In 1893 he graduated cum laude with an LLB degree from Yale Law School.
He returned to live in Waikiki and practice law with his older cousin Charles Lunt Carter. On January 6, 1895, he heard gunfire as the 1895 Counter-Revolution in Hawaii had been discovered nearby. The Carters and neighbor James Bicknell Castle took rifles to the scene of the shooting. Charles was hit by gunfire and died early the next morning.

==Parker Ranch==
In 1899 Carter was appointed guardian of Annie Thelma Kahiluonapuaapiilani Parker, heir of half of the vast Parker Ranch founded by her great-grandfather John Palmer Parker (1790–1868). He moved to the island of Hawaiʻi and became manager of the ranch, although his wife stayed in Honolulu where the children attended school. Carter was often at odds with the other half-owner, Samuel Parker, who wanted to use income from the ranch to fund his lifestyle instead of expansion. Parker sued, claiming he owned the entire ranch, and tried to remove Carter as manager. The court case dragged on for years. Carter mortgaged the ranch and bought Parker out in 1906.

==Hawaii Meat Company==
In 1909 he formed the Hawaii Meat Company as a cooperative with other ranchers (although Parker Ranch was majority owner).
After Thelma died in 1914, Carter continued to advise her son Richard Smart (1913–1992) who was the new heir.

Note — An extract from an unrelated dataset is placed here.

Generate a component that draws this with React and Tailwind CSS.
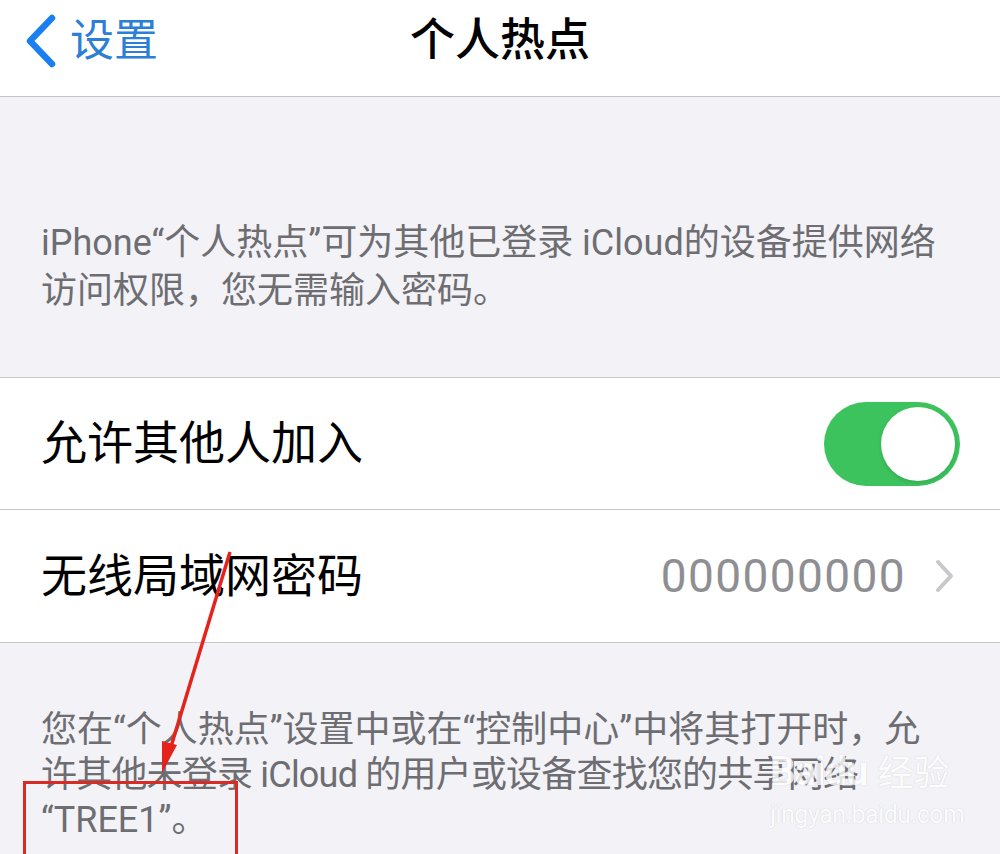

In 1937 Carter's son Alfred Hartwell Carter became manager of the ranch.
Carter died on April 27, 1949.

From 1900 to 1917 Carter was a trustee of Kamehameha Schools, the estate of Bernice Pauahi Bishop set up by Charles Reed Bishop, which was an even larger landowner than the Parker Ranch.

==Natural Area Reserves System Hawaii==
Hapuna Beach State Recreation Area was originally named A. W. Carter Park for him, since he helped the territory acquire the land from the ranch. As a member of the territorial board of forestry from 1903 to 1907 and 1909 to 1912, he helped establish the Hawaii forest reserves while his cousin George R. Carter was governor.
He was inducted into the Paniolo hall of fame in 2003.

==Family==
On October 12, 1895, Carter married Edith Millicent Hartwell, daughter of American Civil War General and later Hawaii judge Alfred S. Hartwell (1836–1912). They had four children. Alfred Hartwell Carter was born December 1, 1896. Edith Millicent Carter was born February 17, 1898. Dorothy Layman Carter was born September 29, 1899. Barbara Juliette Carter was born June 25, 1901.